As mentioned earlier, research was conducted to assess the validity of the WISC-V across varying subsets of the population, including English Language Learners (ELL). For ELL’s, the sample was “50% female, 88% Hispanic, and 13% Asian. 50% of participants had parents with at least 12 years of education, with 6% reporting at least 16 years of parental education. 38% of participants were drawn from the West, 31% from the South, 19% from the Midwest, and 13% from the Northeast.” (Wechsler, D., & Kaplan, E., 2015). Results showed that ELL’s “scored significantly lower than their matched control counterparts on the Verbal Comprehension and Working Memory indices, as well as the Full-Scale IQ” (Wechsler, D., & Kaplan, E., 2015). However, “index scores containing subtests requiring minimal expressive language and reduced receptive language abilities showed no significant differences between groups” (Wechsler, D., & Kaplan, E., 2015). However, it is important to remember that the WISC-V is an instrument normed on children whose primary language is English and these children may come from a variety of cultural backgrounds. It is the overall responsibility of the individual administering the test to determine if the student being assessed is similar enough to those represented in the normative sample. This feat requires familiarity with the WISC-V, its psychometric properties, and its sample, as well as familiarity with the child. Culture plays an important role in an individual’s development and identity formation, which also influences the types of experiences that an individual is exposed to. Socio-Economic status (SES) is also another factor that plays a role in the development of cognitive skills and oftentimes, the differences that are seen on measures of cognitive ability could be attributed to socio-economic status/exposure/access rather than culture.

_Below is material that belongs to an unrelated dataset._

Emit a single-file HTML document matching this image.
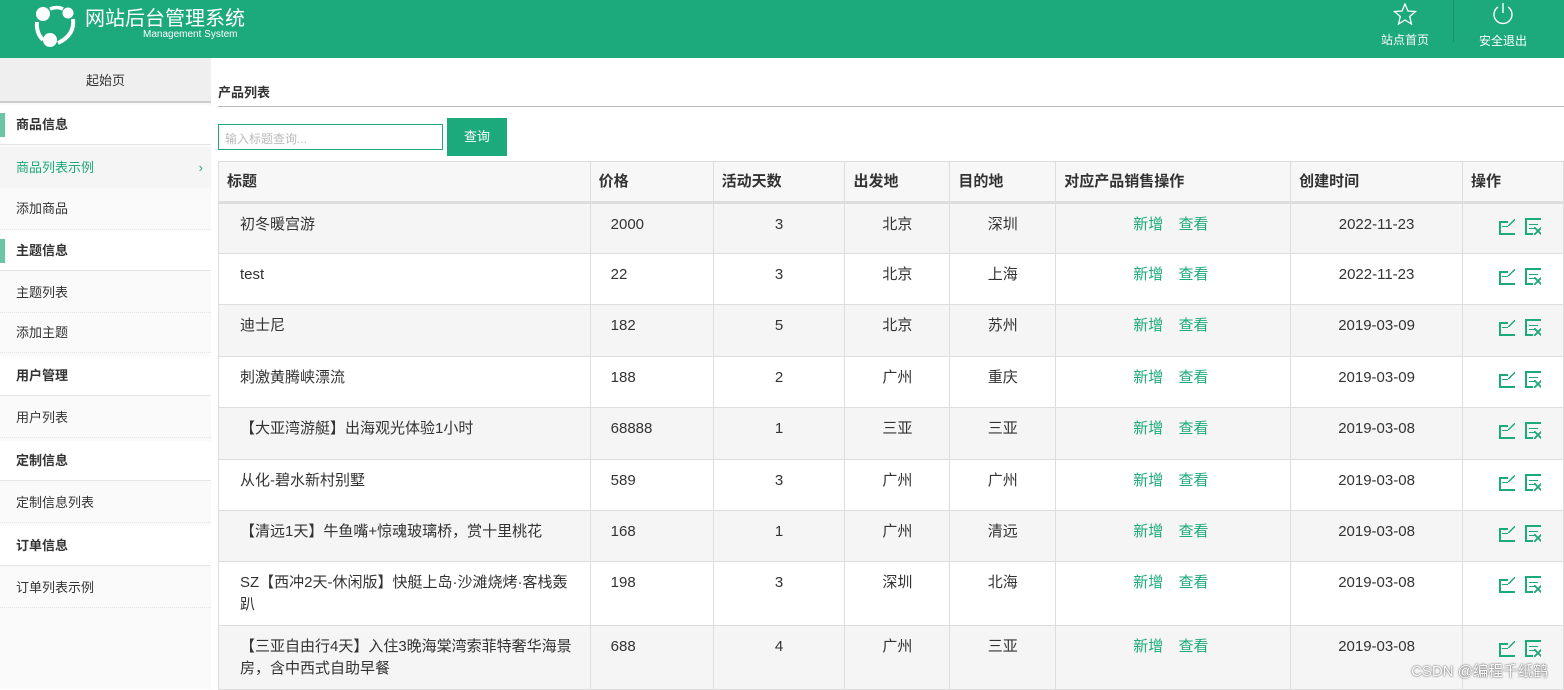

The data gathered when administering the WJ IV provides a wide range of results in different content areas such as oral, reading and writing; which is useful to obtain a holistic assessment of a student. It appears that the detailed review of reliability as well as validity included in the Technical Manual helps provide a review of how the test was developed and what considerations were applied when it came to student population which included; disabilities, sex, age and several other criterias. The WJ IV was also developed using a large nationally representative sample pool which helped improve the overall structure and reliability of the test. This assessment is a positive tool used as a starting point to be able to assess English Language Learners and although some parts are available in Spanish it is important to also include other languages in order to make the test more inclusive of other language cultures.
Due to the length of the WJ IV it is important to take into consideration the mental state of students as they move along to the different tests. If a student is fatigued towards the end of the test the results may not be as accurate. Juan seemed to become frustrated during certain parts of the exam due to lack of confidence in responding which could have affected his scores although his scores were consistently low. It is important to check in with the students and if needed, they should be able to take a break and resume testing at an appropriate time. In addition, it is important for the test to be administered by people who are part of the school environment in order for student’s to be able to feel comfortable speaking and answering questions which can diminish the probability of a student underperforming.